Quando um dia
Quando eu estiver na quarta idade, não tenham a ideia de me poupar, que isto jamais passe por suas cabeças. Não escondam de mim suas mazelas e dificuldades, tenho experiência de vida suficiente para saber que possam estar em sofrimento. A ignorância me traria mais dor do que que o conhecimento da adversidade. Se eu não puder ajudar concretamente, posso dedilhar meus dedos nas contas de um rosário, ou balbuciar minhas orações em direção a Deus. Não serei inútil.
Quando eu estiver na quarta idade, se impossibilitada de desligar alguma televisão ou outro ruído que me perturbe, o façam por mim. Nunca gostei de TV e sou amante do silêncio. Não se esqueçam jamais disso. Não permitam que alguém me infantilize, com suas falas, com seu jeito de lidar comigo. Lutei para ser uma senhora sábia e respeitada, lembrem-se disso. Se eu estiver descoberta, de forma indevida mostrando alguma parte do meu corpo, se recordem que ele é templo sagrado, precisa ser respeitado, coberto, zelado. Não quero exposições. Não cochichem perto de mim, sou desconfiada. Nem falem alto demais, detesto barulho.
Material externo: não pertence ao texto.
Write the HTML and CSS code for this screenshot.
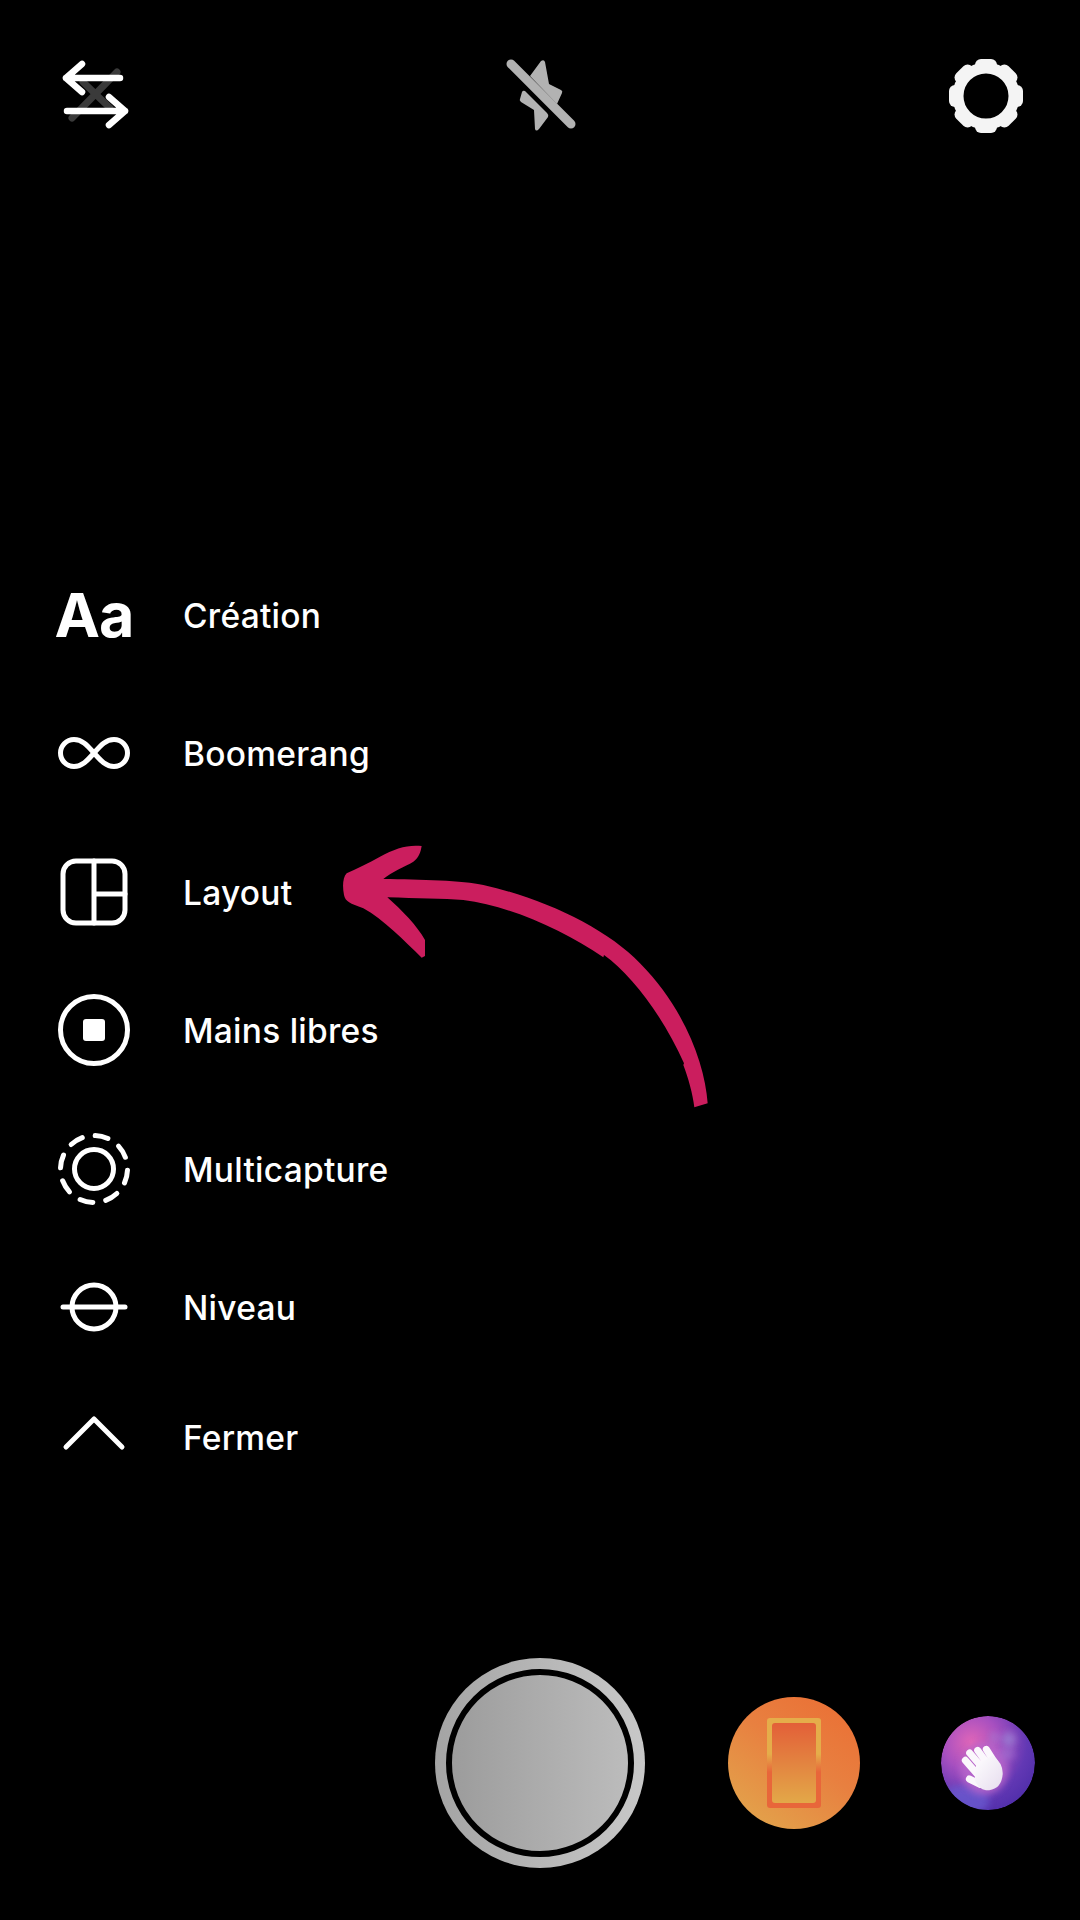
FILE: index.html
```html
<!DOCTYPE html>
<html lang="fr">
<head>
<meta charset="utf-8">
<title>Caméra</title>
<link rel="stylesheet" href="styles.css">
</head>
<body>
<main class="screen">
  <header class="topbar">
    <svg class="top-icon" viewBox="55 55 80 80">
      <g class="dim-stroke"><path d="M117 72 72 118M83 82l27 26"/></g>
      <g class="line-top"><path d="M120 78H66M82 64 66 78l16 14M67 111h58M109 97l16 14-16 14"/></g>
    </svg>
    <svg class="top-icon" viewBox="501 55 80 80">
      <path class="flash" d="M530 76 541 61q3-2 4 1l4 22 12 6q2 1 1 3l-5 11Z"/>
      <path class="flash" d="M522 92q1-2 3-1l22 22q2 2 1 4l-9 12q-3 3-4 0l-1-19-13-8q-2-2-1-3Z"/>
      <path class="flash-slash" d="M511 64l60 60"/>
    </svg>
    <svg class="top-icon" viewBox="946 55 80 80">
      <g class="gear-teeth">
        <rect x="975" y="59" width="22" height="13" rx="6"/>
        <rect x="975" y="59" width="22" height="13" rx="6" transform="rotate(45 986 96)"/>
        <rect x="975" y="59" width="22" height="13" rx="6" transform="rotate(90 986 96)"/>
        <rect x="975" y="59" width="22" height="13" rx="6" transform="rotate(135 986 96)"/>
        <rect x="975" y="59" width="22" height="13" rx="6" transform="rotate(180 986 96)"/>
        <rect x="975" y="59" width="22" height="13" rx="6" transform="rotate(225 986 96)"/>
        <rect x="975" y="59" width="22" height="13" rx="6" transform="rotate(270 986 96)"/>
        <rect x="975" y="59" width="22" height="13" rx="6" transform="rotate(315 986 96)"/>
      </g>
      <circle class="gear-ring" cx="986" cy="96" r="28"/>
    </svg>
  </header>

  <ul class="menu">
    <li class="row">
      <span class="aa">Aa</span>
      <span class="label">Création</span>
    </li>
    <li class="row">
      <svg class="row-icon" viewBox="54 713 80 80"><path class="line" d="M94 753c-7-8-12-13.500-20-13.500a13.500 13.500 0 0 0 0 27c8 0 13-5.500 20-13.500s12-13.500 20-13.500a13.500 13.500 0 0 1 0 27c-8 0-13-5.500-20-13.500Z"/></svg>
      <span class="label">Boomerang</span>
    </li>
    <li class="row">
      <svg class="row-icon" viewBox="54 851 80 80"><rect class="line" x="63" y="860" width="62" height="62" rx="13"/><path class="line" d="M94 860v62M94 893h31"/></svg>
      <span class="label">Layout</span>
    </li>
    <li class="row">
      <svg class="row-icon" viewBox="54 990 80 80"><circle class="line" cx="94" cy="1030" r="33.500"/><rect class="fill" x="83" y="1019" width="22" height="22" rx="3"/></svg>
      <span class="label">Mains libres</span>
    </li>
    <li class="row">
      <svg class="row-icon" viewBox="54 1128 80 80"><circle class="dashes" cx="94" cy="1168" r="33.500" pathLength="80" transform="rotate(-88 94 1168)"/><circle class="line" cx="94" cy="1168" r="19.500"/></svg>
      <span class="label">Multicapture</span>
    </li>
    <li class="row">
      <svg class="row-icon" viewBox="54 1267 80 80"><circle class="line" cx="94" cy="1307" r="22"/><path class="line" d="M63 1307h62"/></svg>
      <span class="label">Niveau</span>
    </li>
    <li class="row row-close">
      <svg class="row-icon" viewBox="54 1398 80 80"><path class="line" d="M66 1448l28-28 28 28"/></svg>
      <span class="label">Fermer</span>
    </li>
  </ul>

  <section class="controls">
    <div class="shutter"><div class="shutter-core"></div></div>
    <div class="format"><div class="phone"><div class="phone-inner"></div></div></div>
    <svg class="effect" viewBox="35 47 282 282">
      <defs>
        <radialGradient id="effectBase" cx="0.32" cy="0.28" r="0.85">
          <stop offset="0" stop-color="#e066b8"/>
          <stop offset="0.35" stop-color="#a850c0"/>
          <stop offset="0.7" stop-color="#6238b4"/>
          <stop offset="1" stop-color="#4c2ca8"/>
        </radialGradient>
        <linearGradient id="handFill" x1="0" y1="0" x2="1" y2="1">
          <stop offset="0" stop-color="#ffffff"/>
          <stop offset="1" stop-color="#e6dcee"/>
        </linearGradient>
        <filter id="soft" x="-40%" y="-40%" width="180%" height="180%"><feGaussianBlur stdDeviation="11"/></filter>
        <clipPath id="effectClip"><circle cx="176" cy="188" r="141"/></clipPath>
      </defs>
      <g clip-path="url(#effectClip)">
        <circle cx="176" cy="188" r="141" fill="url(#effectBase)"/>
        <ellipse cx="105" cy="300" rx="75" ry="45" fill="#6a5cd0" opacity=".75" filter="url(#soft)"/>
        <ellipse cx="165" cy="205" rx="72" ry="78" fill="#b868cc" opacity=".8" filter="url(#soft)"/>
        <ellipse cx="238" cy="118" rx="22" ry="24" fill="#9a78d0" opacity=".9" filter="url(#soft)"/>
        <ellipse cx="195" cy="112" rx="14" ry="18" fill="#a878d0" opacity=".7" filter="url(#soft)"/>
        <ellipse cx="235" cy="160" rx="22" ry="20" fill="#a070d0" opacity=".7" filter="url(#soft)"/>
      </g>
      <g class="hand">
        <path class="finger" d="M108 180 148 226M121 158 164 208M145 150 178 195M171 147 198 190M120 236 152 252"/>
        <path class="palm" d="M140 195 190 165Q222 190 220 222 216 270 170 270 148 268 136 240Z"/>
      </g>
    </svg>
  </section>

  <svg class="arrow" viewBox="0 0 1200 930">
    <path d="M1093 862 1133 850C1125 730 1060 560 930 430 830 325 640 235 460 195 400 182 270 178 160 177 185 155 225 140 250 125 268 112 272 95 275 78 235 73 195 85 150 110 115 130 80 145 50 160 38 172 37 200 42 225 46 245 60 250 100 265 160 298 225 365 275 413L285 408 285 360C262 318 215 270 172 232 260 235 340 236 400 240 540 258 700 330 820 412L822 405C905 465 1000 590 1062 730L1060 735C1075 775 1088 820 1093 862Z"/>
  </svg>
</main>
</body>
</html>
```

FILE: styles.css
```css
* { box-sizing: border-box; }

html, body {
  margin: 0;
  background: #000;
}

.screen {
  position: relative;
  width: 1080px;
  height: 1920px;
  overflow: hidden;
  background: #000;
  color: #fff;
  font-family: Inter, "Liberation Sans", sans-serif;
}

svg { display: block; }

.topbar {
  display: flex;
  justify-content: space-between;
  padding: 55px 54px 0 55px;
}

.top-icon {
  width: 80px;
  height: 80px;
  fill: none;
}

.line, .line-top, .dashes, .dim-stroke, .flash-slash {
  fill: none;
  stroke: #fff;
  stroke-linecap: round;
  stroke-linejoin: round;
}

.line { stroke-width: 5; }
.line-top { stroke-width: 6.500; }
.fill { fill: #fff; }
.dim-stroke { stroke: #3a3a3a; stroke-width: 7; }

.dashes {
  stroke-width: 5;
  stroke-dasharray: 5 5;
}

.flash { fill: #b2b2b2; }
.flash-slash { stroke: #b2b2b2; stroke-width: 9; }

.gear-teeth { fill: #f4f4f4; }
.gear-ring { fill: none; stroke: #f4f4f4; stroke-width: 11; }

.menu {
  display: flex;
  flex-direction: column;
  gap: 58.400px;
  margin: 440px 0 0;
  padding: 0 0 0 54px;
  list-style: none;
}

.row {
  display: flex;
  align-items: center;
  gap: 49px;
  height: 80px;
}

.row-close { margin-top: -8px; }

.row-icon {
  width: 80px;
  height: 80px;
  flex: none;
}

.aa {
  width: 80px;
  flex: none;
  font-size: 61px;
  font-weight: 700;
  line-height: 78px;
  letter-spacing: -1px;
  text-align: center;
}

.label {
  position: relative;
  top: 1px;
  font-size: 33.500px;
  font-weight: 500;
  letter-spacing: 0.25px;
  line-height: 40px;
  color: #fff;
}

.controls {
  display: flex;
  align-items: center;
  margin-top: 181px;
  padding-left: 435px;
}

.shutter {
  width: 210px;
  height: 210px;
  padding: 11px;
  border-radius: 50%;
  background: linear-gradient(90deg, #a4a4a4, #c8c8c8);
}

.shutter-core {
  width: 188px;
  height: 188px;
  border: 6px solid #000;
  border-radius: 50%;
  background: linear-gradient(90deg, #9c9c9c, #bcbcbc);
  background-clip: padding-box;
}

.format {
  display: flex;
  align-items: center;
  justify-content: center;
  width: 132px;
  height: 132px;
  margin-left: 83px;
  border-radius: 50%;
  background: linear-gradient(215deg, #ea7136 10%, #e88040 45%, #e2a64c 95%);
}

.phone {
  width: 54px;
  height: 90px;
  padding: 5px;
  border-radius: 3px;
  background: linear-gradient(180deg, #e5ad4a 40%, #e8663a 60%);
}

.phone-inner {
  width: 100%;
  height: 100%;
  border-radius: 3px;
  background: linear-gradient(180deg, #e35f38, #e3a848);
}

.effect {
  width: 94px;
  height: 94px;
  margin-left: 81px;
}

.finger {
  fill: none;
  stroke: #fbf7fc;
  stroke-width: 21;
  stroke-linecap: round;
}

.palm { fill: url(#handFill); }

.arrow {
  position: absolute;
  left: 330px;
  top: 820px;
  width: 400px;
  height: 310px;
  fill: #cb1e5e;
}
```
Quando eu estiver na quarta idade, me levem para passear, me convidem para viagens, me contem seus segredos, seus planos, seus sonhos. Já não terei mais a ansiedade que tenho hoje, aliás, ela tem diminuído com o passar dos anos. Lembrem-se de tudo o que gosto, da disciplina, dos livros, da boa música, da poesia. Respeitem o meu sono ou a ausência dele. Não me critiquem, mas não deixem que eu caia em contradições ridículas ou me torne inadequada. Lembrem-se de me chamar num cantinho da casa e aí conversem comigo. Enquanto minha cabeça funcionar bem, lutem pela minha saúde, invistam em todos os procedimentos, mas se ela falhar, respeitem o fim que se aproxima. Não quero alimentar por sondas nem por gastrostomia. Quero morrer de pé e com dignidade encarar a morte, seja ela um desafio ou um abraço.
Quando eu estiver na quarta idade, não se aborreçam com minhas vaidades, nem com minhas risadas, dancem comigo, me ajudem a vivenciar minhas ilusões. Acompanhei muitas pessoas bem próximas em seus envelheceres, cada uma com suas peculiaridades. Conheço bem o processo. Tentarei aliviar as dificuldades para vocês, mas tenho a humildade de reconhecer que não serei capaz de superar tudo, portanto, paciência e amor sejam seus aliados, quando eu estiver na quarta idade.
Ah, quase me esqueci, lembrem-se que sinto saudade. Cartas, bilhetes, telefonemas, vídeos farão meus olhos brilharem de alegria. E trarão paz ao meu coração.